It’s only been a couple weeks since the start of the Pan Celtic Race and it already feels like a distant memory. From what I can remember though, I think I had a good time?
I made my way down south for the sign on, excitement started to build when I got to Maker Heights and all the team were there welcoming riders in. It was all pretty chilled until I got back to the hotel later that evening when the if-and-buts and pre-race nerves started to surface. Checking over my kit again and again to make sure I hadn’t forgotten anything, which was a pointless act as I wouldn’t have been able to do much about it at that time anyway.
Morning came and I hadn’t had the best of sleeps. The weather didn’t seem too bad at first either but once the ferry had made it’s crossing over to Cornwall the heavens opened and it started absolutely lashing it down. By the time we’d made our way up to the start line everyone was soaked through. Riders huddled under whatever shelter they could find waiting for when the race was going to start as the weather was causing some setbacks.
The race had begun and it was time to ‘crack on!’ Tackling the ups and downs of Cornwall for the first few hours whilst bumping into other riders and having a quick chat, you’d kind of forget you were even in a race. The rain started to clear and it was time to take some kit off. Reaching the first stop of the race, I was panicking to get back on the road...the faff was upon me!
Food was something I had to get right, and what do you know on the first day ‘I f****d up!’ I knew I had to eat a lot more than usual in the race but I didn't realise how much.
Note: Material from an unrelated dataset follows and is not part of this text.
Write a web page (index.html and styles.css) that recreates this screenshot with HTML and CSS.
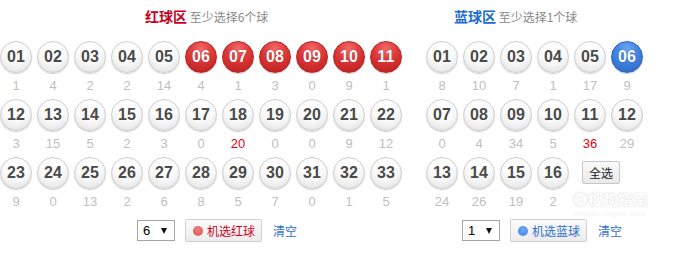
FILE: index.html
```html
<!DOCTYPE html>
<html lang="zh-CN">
<head>
<meta charset="utf-8">
<title>双色球选号</title>
<link rel="stylesheet" href="styles.css">
</head>
<body>
<div class="picker">
  <section class="zone zone-red">
    <h2 class="zone-title"><span class="zone-name red">红球区</span> 至少选择6个球</h2>
    <div class="grid grid-red">
      <div class="cell"><span class="ball">01</span><span class="miss">1</span></div>
      <div class="cell"><span class="ball">02</span><span class="miss">4</span></div>
      <div class="cell"><span class="ball">03</span><span class="miss">2</span></div>
      <div class="cell"><span class="ball">04</span><span class="miss">2</span></div>
      <div class="cell"><span class="ball">05</span><span class="miss">14</span></div>
      <div class="cell"><span class="ball on-red">06</span><span class="miss">4</span></div>
      <div class="cell"><span class="ball on-red">07</span><span class="miss">1</span></div>
      <div class="cell"><span class="ball on-red">08</span><span class="miss">3</span></div>
      <div class="cell"><span class="ball on-red">09</span><span class="miss">0</span></div>
      <div class="cell"><span class="ball on-red">10</span><span class="miss">9</span></div>
      <div class="cell"><span class="ball on-red">11</span><span class="miss">1</span></div>

      <div class="cell"><span class="ball">12</span><span class="miss">3</span></div>
      <div class="cell"><span class="ball">13</span><span class="miss">15</span></div>
      <div class="cell"><span class="ball">14</span><span class="miss">5</span></div>
      <div class="cell"><span class="ball">15</span><span class="miss">2</span></div>
      <div class="cell"><span class="ball">16</span><span class="miss">3</span></div>
      <div class="cell"><span class="ball">17</span><span class="miss">0</span></div>
      <div class="cell"><span class="ball">18</span><span class="miss hot">20</span></div>
      <div class="cell"><span class="ball">19</span><span class="miss">0</span></div>
      <div class="cell"><span class="ball">20</span><span class="miss">0</span></div>
      <div class="cell"><span class="ball">21</span><span class="miss">9</span></div>
      <div class="cell"><span class="ball">22</span><span class="miss">12</span></div>

      <div class="cell"><span class="ball">23</span><span class="miss">9</span></div>
      <div class="cell"><span class="ball">24</span><span class="miss">0</span></div>
      <div class="cell"><span class="ball">25</span><span class="miss">13</span></div>
      <div class="cell"><span class="ball">26</span><span class="miss">2</span></div>
      <div class="cell"><span class="ball">27</span><span class="miss">6</span></div>
      <div class="cell"><span class="ball">28</span><span class="miss">8</span></div>
      <div class="cell"><span class="ball">29</span><span class="miss">5</span></div>
      <div class="cell"><span class="ball">30</span><span class="miss">7</span></div>
      <div class="cell"><span class="ball">31</span><span class="miss">0</span></div>
      <div class="cell"><span class="ball">32</span><span class="miss">1</span></div>
      <div class="cell"><span class="ball">33</span><span class="miss">5</span></div>
    </div>
    <div class="controls controls-red">
      <span class="fake-select"><span class="sel-val">6</span><span class="sel-arrow"></span></span>
      <button class="rand-btn red-text"><span class="dot dot-red"></span>机选红球</button>
      <a class="clear-link">清空</a>
    </div>
  </section>

  <section class="zone zone-blue">
    <h2 class="zone-title"><span class="zone-name blue">蓝球区</span> 至少选择1个球</h2>
    <div class="grid grid-blue">
      <div class="cell"><span class="ball">01</span><span class="miss">8</span></div>
      <div class="cell"><span class="ball">02</span><span class="miss">10</span></div>
      <div class="cell"><span class="ball">03</span><span class="miss">7</span></div>
      <div class="cell"><span class="ball">04</span><span class="miss">1</span></div>
      <div class="cell"><span class="ball">05</span><span class="miss">17</span></div>
      <div class="cell"><span class="ball on-blue">06</span><span class="miss">9</span></div>

      <div class="cell"><span class="ball">07</span><span class="miss">0</span></div>
      <div class="cell"><span class="ball">08</span><span class="miss">4</span></div>
      <div class="cell"><span class="ball">09</span><span class="miss">34</span></div>
      <div class="cell"><span class="ball">10</span><span class="miss">5</span></div>
      <div class="cell"><span class="ball">11</span><span class="miss hot">36</span></div>
      <div class="cell"><span class="ball">12</span><span class="miss">29</span></div>

      <div class="cell"><span class="ball">13</span><span class="miss">24</span></div>
      <div class="cell"><span class="ball">14</span><span class="miss">26</span></div>
      <div class="cell"><span class="ball">15</span><span class="miss">19</span></div>
      <div class="cell"><span class="ball">16</span><span class="miss">2</span></div>
      <div class="cell cell-btn"><button class="all-btn">全选</button></div>
    </div>
    <div class="controls controls-blue">
      <span class="fake-select"><span class="sel-val">1</span><span class="sel-arrow"></span></span>
      <button class="rand-btn blue-text"><span class="dot dot-blue"></span>机选蓝球</button>
      <a class="clear-link">清空</a>
    </div>
  </section>

  <div class="watermark"><span class="wm-main">Ⓢ搜狗指南</span><span class="wm-sub">zhinan.sogou.com</span></div>
</div>
</body>
</html>
```

FILE: styles.css
```css
* { box-sizing: border-box; }

html, body {
  margin: 0;
  padding: 0;
  background: #fff;
}

body {
  font-family: "Noto Sans CJK SC", "Liberation Sans", sans-serif;
  font-size: 12px;
  color: #888;
}

.picker {
  position: relative;
  display: flex;
  width: 675px;
  height: 258px;
  overflow: hidden;
}

.zone-red { width: 426px; }
.zone-blue { flex: 1; }

.zone-title {
  margin: 6px 0 0;
  height: 20px;
  line-height: 20px;
  font-size: 12px;
  font-weight: normal;
  color: #888;
  white-space: nowrap;
}

.zone-red .zone-title { padding-left: 145px; }
.zone-blue .zone-title { padding-left: 28px; }

.zone-name {
  font-size: 14px;
  font-weight: bold;
}
.zone-name.red { color: #c8001e; }
.zone-name.blue { color: #1a6cd0; }

.grid {
  display: grid;
  grid-template-columns: repeat(11, 32px);
  column-gap: 5px;
  margin-top: 15px;
}
.grid-blue { grid-template-columns: repeat(6, 32px); }

.cell {
  display: flex;
  flex-direction: column;
  align-items: center;
  height: 58px;
}

.ball {
  display: flex;
  align-items: center;
  justify-content: center;
  width: 32px;
  height: 32px;
  border-radius: 50%;
  border: 1px solid #cfcfcf;
  background: radial-gradient(circle at 50% 28%, #ffffff 0%, #fbfbfb 45%, #e6e6e6 85%, #dadada 100%);
  box-shadow: 0 1px 1px rgba(0, 0, 0, 0.18);
  font-family: "Liberation Sans", Arial, sans-serif;
  font-weight: bold;
  font-size: 16px;
  color: #4a4a4a;
  letter-spacing: 0.2px;
}

.ball.on-red {
  border-color: #b52626;
  background: radial-gradient(circle at 50% 22%, #f26a6a 0%, #de3a3a 40%, #c82828 75%, #b21c1c 100%);
  color: #fff;
  text-shadow: 0 0 1px rgba(120, 0, 0, 0.6);
}

.ball.on-blue {
  border-color: #2c64c0;
  background: radial-gradient(circle at 50% 22%, #6aa5f0 0%, #4385e0 40%, #3473d2 75%, #2a60bd 100%);
  color: #fff;
  text-shadow: 0 0 1px rgba(0, 30, 100, 0.6);
}

.miss {
  margin-top: 4px;
  height: 18px;
  line-height: 18px;
  font-family: "Liberation Sans", Arial, sans-serif;
  font-size: 13px;
  color: #c0c0c0;
}
.miss.hot { color: #e60012; }

.cell-btn {
  align-items: flex-start;
}

.all-btn {
  margin: 4px 0 0 8px;
  width: 38px;
  height: 23px;
  padding: 0;
  border: 1px solid #c8c8c8;
  border-radius: 2px;
  background: linear-gradient(#fafafa, #e9e9e9);
  font-family: "Noto Sans CJK SC", sans-serif;
  font-size: 12px;
  color: #222;
  flex-shrink: 0;
}

.controls {
  display: flex;
  align-items: center;
  gap: 10px;
  margin-top: 4px;
  height: 23px;
}
.controls-red { padding-left: 137px; }
.controls-blue { padding-left: 36px; }

.fake-select {
  display: flex;
  align-items: center;
  justify-content: space-between;
  width: 38px;
  height: 21px;
  padding: 0 7px 0 5px;
  border: 1px solid #a6a6a6;
  background: #fff;
  font-family: "Liberation Sans", Arial, sans-serif;
  font-size: 13px;
  color: #000;
}

.sel-arrow {
  width: 0;
  height: 0;
  border-left: 3.5px solid transparent;
  border-right: 3.5px solid transparent;
  border-top: 6px solid #111;
}

.rand-btn {
  display: flex;
  align-items: center;
  gap: 4px;
  width: 77px;
  height: 23px;
  padding: 0 0 0 7px;
  border: 1px solid #cfcfcf;
  border-radius: 2px;
  background: linear-gradient(#fbfbfb, #ececec);
  font-family: "Noto Sans CJK SC", sans-serif;
  font-size: 12px;
}
.red-text { color: #d0021b; }
.blue-text { color: #2f6fce; }

.dot {
  width: 10px;
  height: 10px;
  border-radius: 50%;
}
.dot-red { background: radial-gradient(circle at 50% 35%, #f08080, #dc5050); }
.dot-blue { background: radial-gradient(circle at 50% 35%, #6ea8f6, #3f82ea); }

.clear-link {
  margin-left: 1px;
  font-size: 12px;
  line-height: 12px;
  color: #2f6fce;
  cursor: pointer;
}

.watermark {
  position: absolute;
  left: 573px;
  top: 190px;
  display: flex;
  flex-direction: column;
  align-items: flex-start;
  gap: 2px;
  color: #fff;
  pointer-events: none;
}
.wm-main {
  font-size: 15px;
  font-weight: bold;
  line-height: 17px;
  text-shadow: 0 0 1px #d6d6d6, 0 0 1px #d6d6d6;
}
.wm-sub {
  font-family: "Liberation Sans", Arial, sans-serif;
  font-size: 8px;
  line-height: 9px;
  letter-spacing: 0.5px;
  text-shadow: 0 0 1px #e0e0e0;
}
```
At one point I missed a food stop and thought I’d be okay but the next place to get anything was over fifty miles away and I only had snacks and no solid food. This had a knock-on effect as I stopped earlier than I would have liked on the first night and following onto the second day I felt really sick. The following days I managed to put more food down. I started feeling a lot better on the bike and could push a bit harder, this came to a swift halt because out of nowhere my stomach turned and I was having to get off the bike to have a few nature poops. The funny thing is some of these stops were the only time I got a chance to take in the views.
Sleeping in the race went pretty well, I think I had my choice of kit nailed and used it so many times before the race I knew exactly what I was doing. I stayed in a Lidl car park, pub smoking shelter, hotel, sports field and half way up Bwlch y Groes (don’t ask!). I overslept a few times but felt like it wasn’t a bad thing in the end, the extra hour I’d make up for it riding harder and to be fair when I overslept at the hotel it meant I got a hot meal in the morning which came with the cost of the room.
It’s been hard to really pinpoint all the highs and lows of the race because everyday posed new challenges. That being said I think crossing the Clifton Suspension bridge in Bristol was a highlight as the weather was so much better that day. Getting back into the hustle and bustle of a city was quite welcoming which is weird as I wouldn't of thought this would be the case. Just as I was coming up to cross the bridge, Toby Willis pops his head out screaming ‘DANNY M***** F****** LANE’ so I stopped and had a good chat with him and Jack, expressing my (delusional) high hopes I’d be able to ride through to check point two by riding on overnight non stop. After parting ways a guy from Friction Collective (sorry I've forgotten your name!) rode with me for a bit and then a parked camper van started honking their horn giving me a wave. Looking back at the bridge as the sun was going down, I decided to turn back and ride in the direction of the setting sun and my eyes welled up a bit. I guess that was probably the ‘moment’ of the ride for me other than my shifter breaking about one hundred and twenty miles from the finish but I'm not getting into that.
So after five and a bit days of being on the bike I’d made it back up to North Wales and did a lap of the Great Orme before finishing at Matt and Rebecca's house. It was a pretty odd feeling finishing the race, kind of underwhelming. It wasn't that I hadn't enjoyed myself but it's all a bit much to take in at the time and processing what you've just done isn't easy. You’ve spent days riding along the route and that’s the only thing you’ve had to think about, ride, eat, sleep, repeat.
Now a couple of weeks later I've had a chance to reflect on it, I'd go back and do it all again. Little details keep popping into my head, nothing really worth writing about but they put a smile on my face nevertheless. Learning from this year's race I'd like to see if I could go that bit harder and push myself further on the bike, say that though it’s all relative to the situations presented at the time and overcoming them as best you can. Who knows what could happen on the road next time.
I’d just like to give a massive shout out to everyone that raced this year and of those who I met along the way, the Pan Celtic Race team, race partners, volunteers, dotwatchers, family, friends and the Restrap team. The Pan Celtic Race is a truly unique event and I urge anyone with that slight itch to try something like this to give it a gp. It doesn’t disappoint.